Russia is seething following a US decision to force its citizens to go to Moscow if they want a visa for the United States. A statement released by the US embassy in Russia said non-immigrant US visas, including the popular L1A visa for managers and executives, the L1B visa for specialised knowledge workers, and the H1B visa for specialty workers would only be available at the embassy in Moscow.

Having previously been available at three US consulates in Russia, Sergei Lavrov - the Russian Foreign Minister - described America’s decision as ‘an attempt to provoke discontent among Russians towards their own government.’

In July, Moscow ordered the US to remove 755 of its diplomatic staff. In response, the US embassy said that ‘Russia’s instruction to reduce staff numbers at US diplomatic missions to 455 meant that American consulates would stop issuing non-immigrant visas for an indefinite period’, as of 23 August.

The US has consulates stationed in St Petersburg, Yekaterinburg and Vladivostok.

Local hires won’t have to leave Russia

According to a BBC report, the majority of the 755 US staff asked to go are ‘local hires’, which means they will not have to leave Russia. The Kremlin has stated that it is simply telling the US to have the same staff numbers at its consulates in Russia as they do in the United States.

There have been diplomatic tensions between Russia and US following the Kremlin’s 2014 occupation of the Ukraine’s Crimea peninsula.

Russia refuses to retaliate over US visa issue

Despite slamming the US visa decision, somewhat surprisingly, Mr Lavrov stated that Russia would not retaliate by barring Americans from applying for Russian visas.

Lavrov blamed the Obama administration for the decision, saying: “Their logic is well known - the logic of those who organise ‘colour revolutions’ - and it is the inertia of the Obama administration, pure and simple.”

Barack Obama, President Donald Trump’s predecessor, announced that 35 Russian diplomats were ‘persona non grata’ – unwelcome in the United States - in December 2016.

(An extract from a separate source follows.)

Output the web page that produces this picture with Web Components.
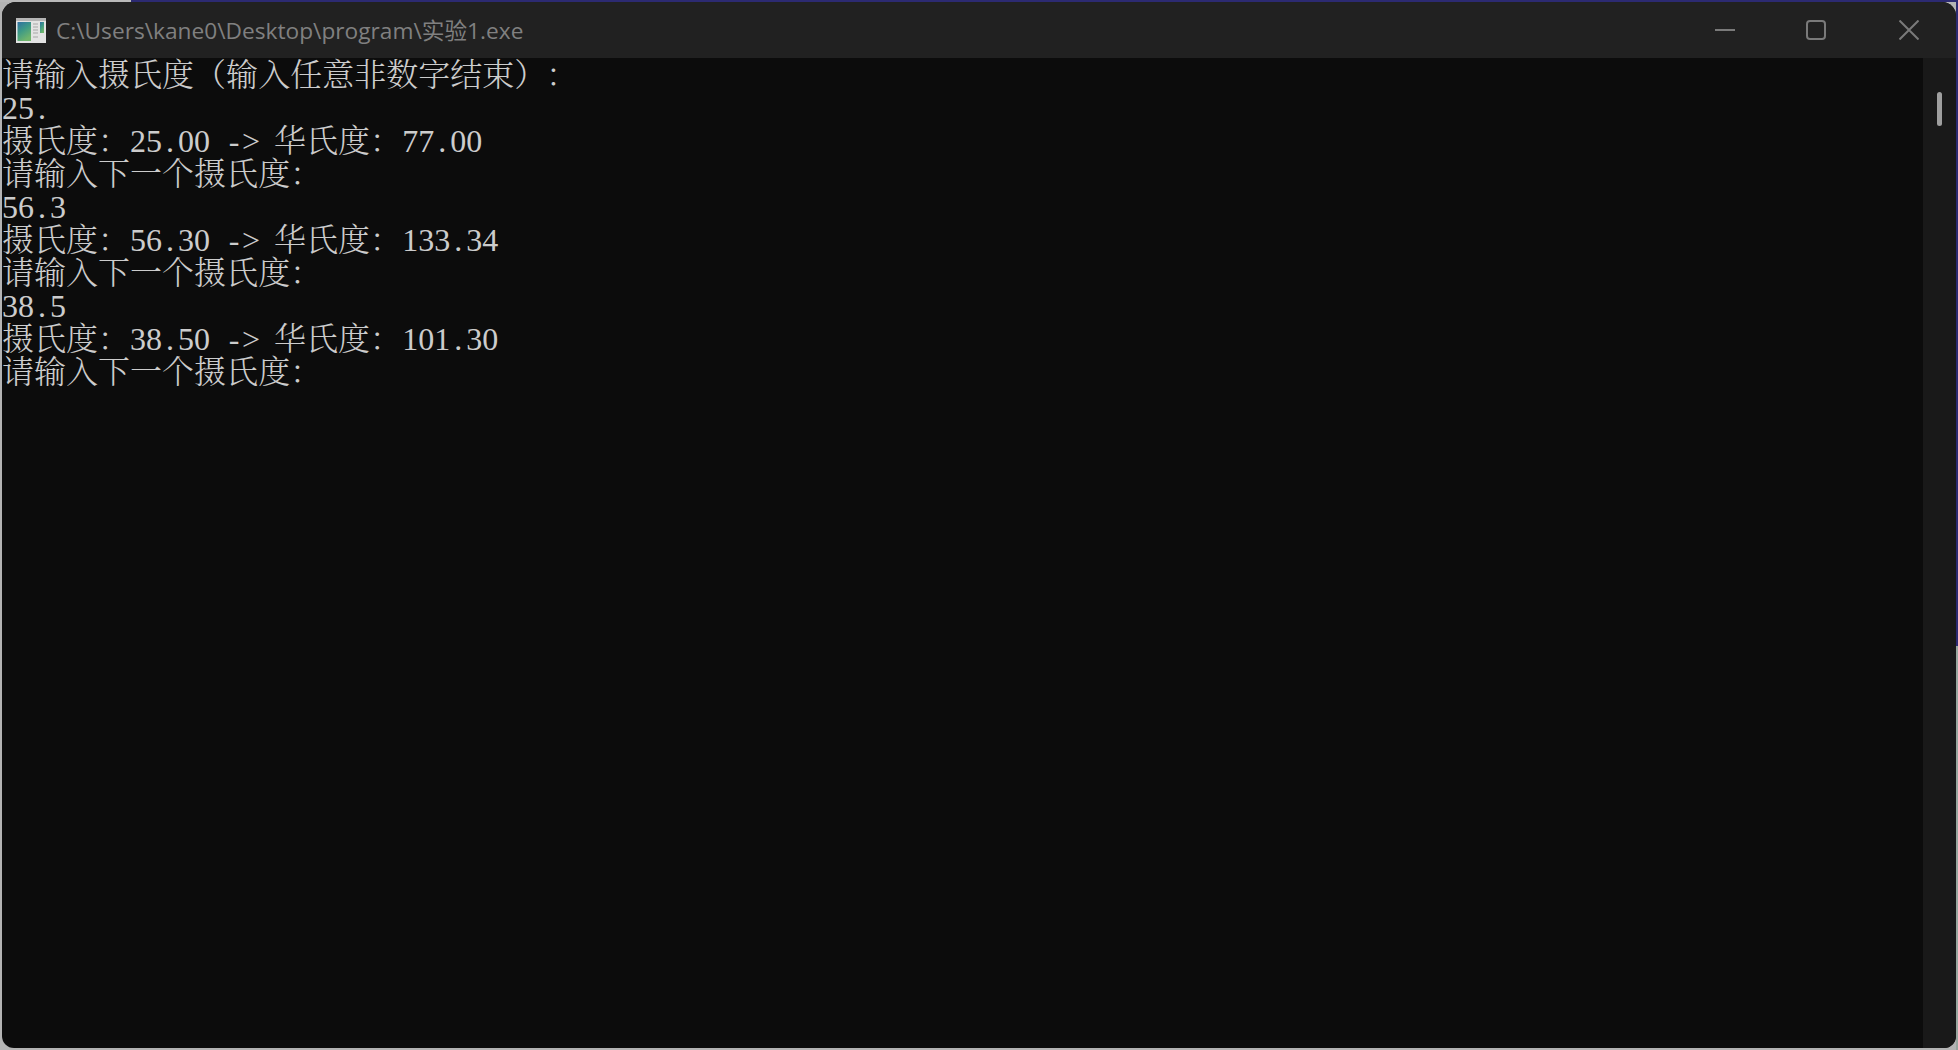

Obama’s declaration came amid allegations that the Trump presidential campaign were colluding with the Russians to swing the presidential election in Donald Trump’s favour. However, the President and his aides have denied being in contact with the Russians and refuted claims of a political conspiracy.

US meddling

 According to the BBC report, Sergei Lavrov’s reference to ‘colour revolutions’ is an indication of the Kremlin’s belief that US interference sparked Georgia's Rose Revolution in 2003 and the Ukraine’s Orange Revolution in 2004. Both movements swept pro-Western leaders into power, in ex-Soviet republics.